In metro Atlanta, Liberty County is best known as the home of the Fort Stewart Army post. It’s well known for something quite different in the civil rights movement.

"It is one of the best-kept secrets in the south," Al Williams said, a lifelong resident of Midway who is now a Democratic state representative from Liberty County.

As a boy, Williams would see visitors flock to a school in his hometown called Dorchester – which had quietly become a training center and retreat for the Southern Christian Leadership Conference, led by Dr. Martin Luther King Jr.

"I just would walk down there every time they came," Williams said in an interview.  "Periodically, just about everybody who was anybody in the movement came through Dorchester for one reason or another."

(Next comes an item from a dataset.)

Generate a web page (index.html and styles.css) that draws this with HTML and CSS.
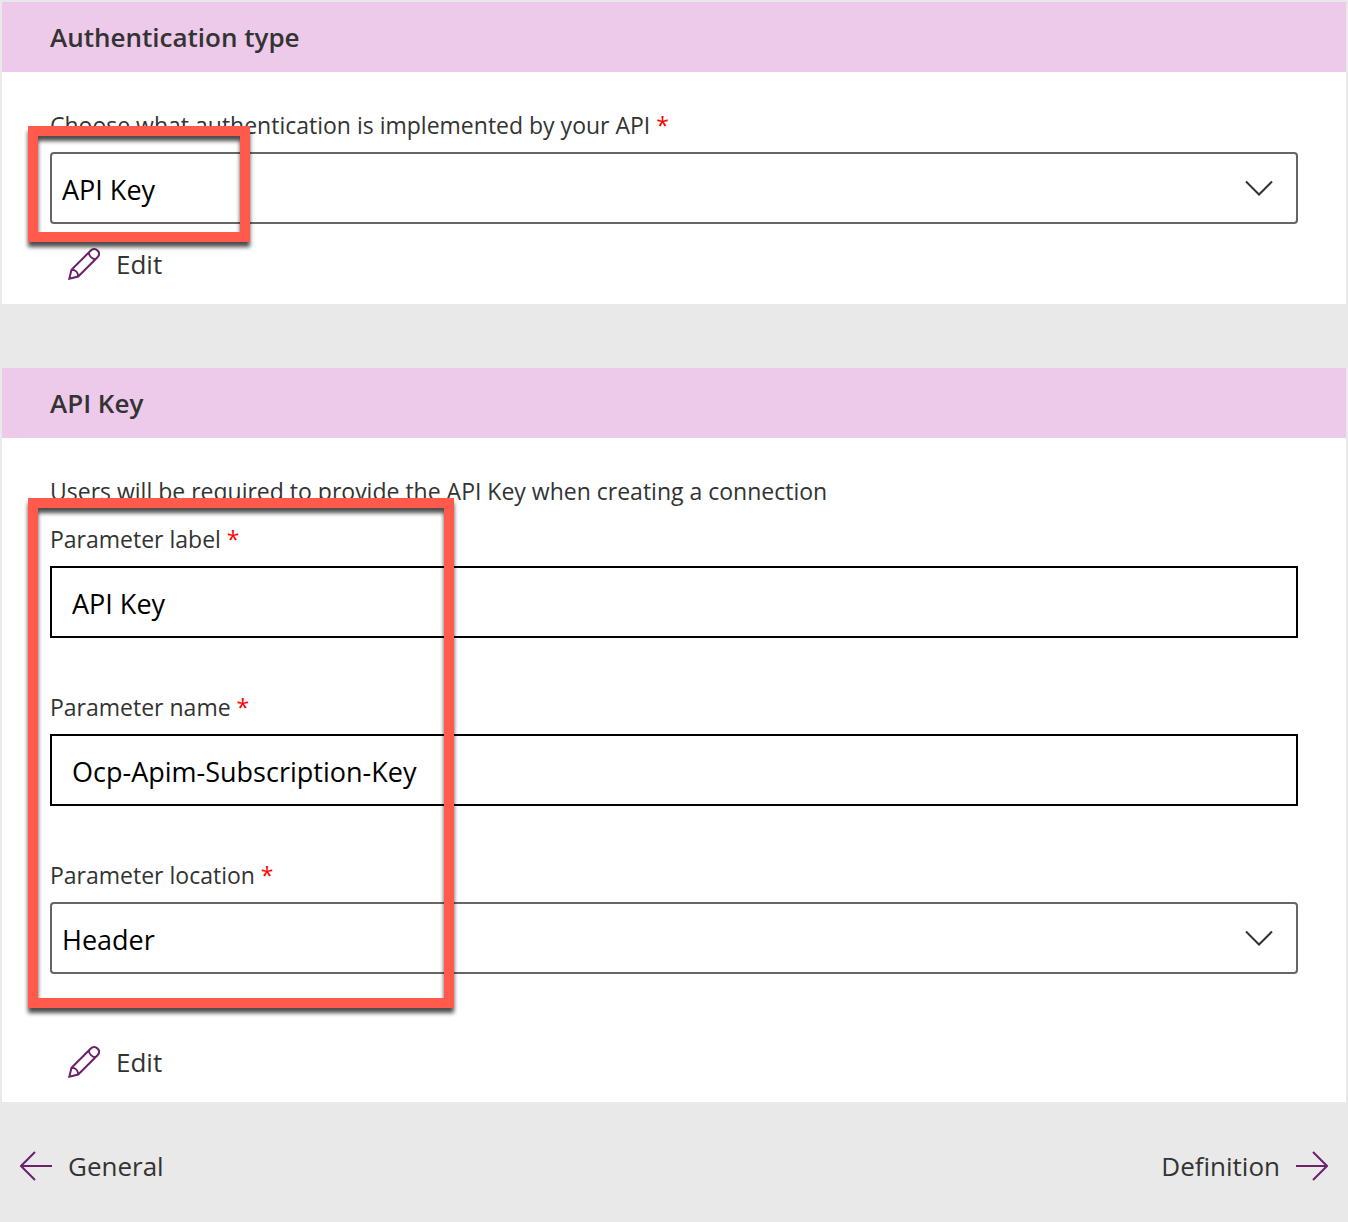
FILE: index.html
```html
<!DOCTYPE html>
<html lang="en">
<head>
<meta charset="utf-8">
<meta name="viewport" content="width=device-width, initial-scale=1">
<title>Custom connector - Security</title>
<link rel="stylesheet" href="styles.css">
</head>
<body>
<svg class="sprite" aria-hidden="true">
  <symbol id="pencil" viewBox="0 0 32 32">
    <path d="M1.300 30.700 3.500 21.800 22.800 2.500C24.800.500 27.500.500 29.500 2.500C31.500 4.500 31.500 7.200 29.500 9.200L10.200 28.500ZM3.500 21.800C7.500 21.800 10.200 24.500 10.200 28.500M20.800 4.500C21.200 8 24 10.800 27.500 11.200"/>
  </symbol>
  <symbol id="chevron" viewBox="0 0 28 16">
    <path d="M1 1.500 14 14.500 27 1.500"/>
  </symbol>
  <symbol id="arrow-left" viewBox="0 0 32 30">
    <path d="M32 15H1M15 1 1 15 15 29"/>
  </symbol>
  <symbol id="arrow-right" viewBox="0 0 32 30">
    <path d="M0 15H31M17 1 31 15 17 29"/>
  </symbol>
</svg>
<main class="page">
  <section class="card">
    <h2 class="card-title">Authentication type</h2>
    <div class="card-body">
      <div class="fields">
        <div class="field">
          <label class="label" for="auth">Choose what authentication is implemented by your API <span class="required">*</span></label>
          <div class="dropdown">
            <select class="control select" id="auth"><option>API Key</option></select>
            <svg class="chevron" aria-hidden="true"><use href="#chevron"/></svg>
          </div>
        </div>
        <div class="highlight highlight-auth"></div>
      </div>
      <button class="action edit" type="button"><svg class="pencil" aria-hidden="true"><use href="#pencil"/></svg>Edit</button>
    </div>
  </section>

  <section class="card">
    <h2 class="card-title">API Key</h2>
    <div class="card-body">
      <p class="label intro">Users will be required to provide the API Key when creating a connection</p>
      <div class="fields">
        <div class="field">
          <label class="label" for="plabel">Parameter label <span class="required">*</span></label>
          <input class="control input" id="plabel" type="text" value="API Key">
        </div>
        <div class="field">
          <label class="label" for="pname">Parameter name <span class="required">*</span></label>
          <input class="control input" id="pname" type="text" value="Ocp-Apim-Subscription-Key">
        </div>
        <div class="field">
          <label class="label" for="ploc">Parameter location <span class="required">*</span></label>
          <div class="dropdown">
            <select class="control select" id="ploc"><option>Header</option></select>
            <svg class="chevron" aria-hidden="true"><use href="#chevron"/></svg>
          </div>
        </div>
        <div class="highlight highlight-params"></div>
      </div>
      <button class="action edit edit-params" type="button"><svg class="pencil" aria-hidden="true"><use href="#pencil"/></svg>Edit</button>
    </div>
  </section>

  <nav class="steps">
    <button class="action" type="button"><svg class="arrow" aria-hidden="true"><use href="#arrow-left"/></svg>General</button>
    <button class="action" type="button">Definition<svg class="arrow" aria-hidden="true"><use href="#arrow-right"/></svg></button>
  </nav>
</main>
</body>
</html>
```
FILE: styles.css
```css
* {
  box-sizing: border-box;
}

body {
  margin: 0;
  background: #e9e9e9;
  color: #333;
  font-family: "Open Sans", "Noto Sans", sans-serif;
}

.sprite {
  display: none;
}

.page {
  padding: 2px;
}

.card {
  background: #fff;
}

.card + .card {
  margin-top: 64px;
}

.card-title {
  margin: 0;
  padding: 17px 48px;
  background: #edc9ea;
  font-size: 26px;
  font-weight: 600;
  line-height: 36px;
}

.card-body {
  padding: 38px 48px 20px;
}

.fields {
  position: relative;
  display: flex;
  flex-direction: column;
  gap: 54px;
}

.field {
  display: flex;
  flex-direction: column;
  gap: 12px;
}

.label {
  font-size: 23px;
  line-height: 30px;
}

.intro {
  margin: 0 0 18px;
}

.required {
  color: #f00;
  line-height: 1;
}

.control {
  width: 100%;
  height: 72px;
  background: #fff;
  color: #000;
  font-family: inherit;
  font-size: 27px;
}

.input {
  padding: 2px 20px 0;
  border: 2px solid #000;
  border-radius: 0;
}

.dropdown {
  display: grid;
  align-items: center;
}

.dropdown > * {
  grid-area: 1 / 1;
}

.select {
  padding: 2px 60px 0 10px;
  border: 2px solid #666;
  border-radius: 4px;
  appearance: none;
}

.chevron {
  justify-self: end;
  width: 28px;
  height: 16px;
  margin-right: 25px;
  fill: none;
  stroke: #333;
  stroke-width: 2;
  pointer-events: none;
}

.action {
  display: flex;
  align-items: center;
  gap: 16px;
  height: 40px;
  padding: 0 18px;
  border: 0;
  background: none;
  color: #333;
  font-family: inherit;
  font-size: 26px;
  line-height: 38px;
}

.edit {
  margin-top: 20px;
}

.edit-params {
  margin-top: 68px;
}

.pencil,
.arrow {
  fill: none;
  stroke: #6b216b;
  stroke-width: 2;
}

.pencil {
  width: 32px;
  height: 32px;
}

.arrow {
  width: 32px;
  height: 30px;
}

.steps {
  display: flex;
  justify-content: space-between;
  padding: 44px 0 36px;
}

.highlight {
  position: absolute;
  left: -22px;
  border: 10px solid #ff5a4b;
  filter: drop-shadow(0 5px 2px rgba(0, 0, 0, 0.7));
  pointer-events: none;
}

.highlight-auth {
  top: 16px;
  bottom: -18px;
  width: 222px;
}

.highlight-params {
  top: -26px;
  bottom: -34px;
  width: 426px;
}
```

This was the site where SCLC staff game-planned now-historic efforts to desegregate the Alabama cities of Selma and Birmingham. The ringleader at Dorchester was Andrew Young – who had just joined SCLC. Aside from Young and King, activists including Fannie Lou Hamer, Septima Clark and Dorothy Cotton frequented the Dorchester site.

"We needed a place to train people to pass the literacy tests" that were forced on voting-age Black residents, required under Jim Crow laws to register to vote, Young said in an interview. 

Young said volunteers would train in Dorchester to teach people in their communities how to read –  so that they could vote.

Young said they used familiar items like hymnals and Coca-Cola signs to help them understand the written word.

"We would teach them that they (already) know how to read. And how to focus what you know, and what you don’t know that you know," Young said. "And it was a way to tell people they were smarter than you think they are."

Young went on to become a top confidant of Dr. King, a member of Congress, ambassador to the United Nations, and mayor of Atlanta. 

Volunteers in Dorchester would return to their hometowns to give reading lessons engineered at the Liberty County site. "Thousands of people became literate as a result of the work at Dorchester," Williams said.

As a boy, Williams said he remembers seeing Dr. King and others playing ball on the grounds outside – often in a shirt and tie.

"I was able to have some short conversations with Dr. King. Played softball with him, played basketball with him," Williams said, who also marched as a teen with Dr. King in the successful Selma-to-Montgomery march that followed Bloody Sunday in March 1963.

Now the site is a modest museum in a spot mentioned in civil rights histories but easily overlooked because of its rural location.

"We’ve dedicated this wing to women leaders of the civil rights movement," historian and curator Hermina Glass-Hill said, gesturing to exhibits showing Cotton, Hamer and Angela Davis.

"Thousands of people all over the south owe so much to Dorchester because their parents and grandparents went to Dorchester and brought (literacy training) home," Williams said.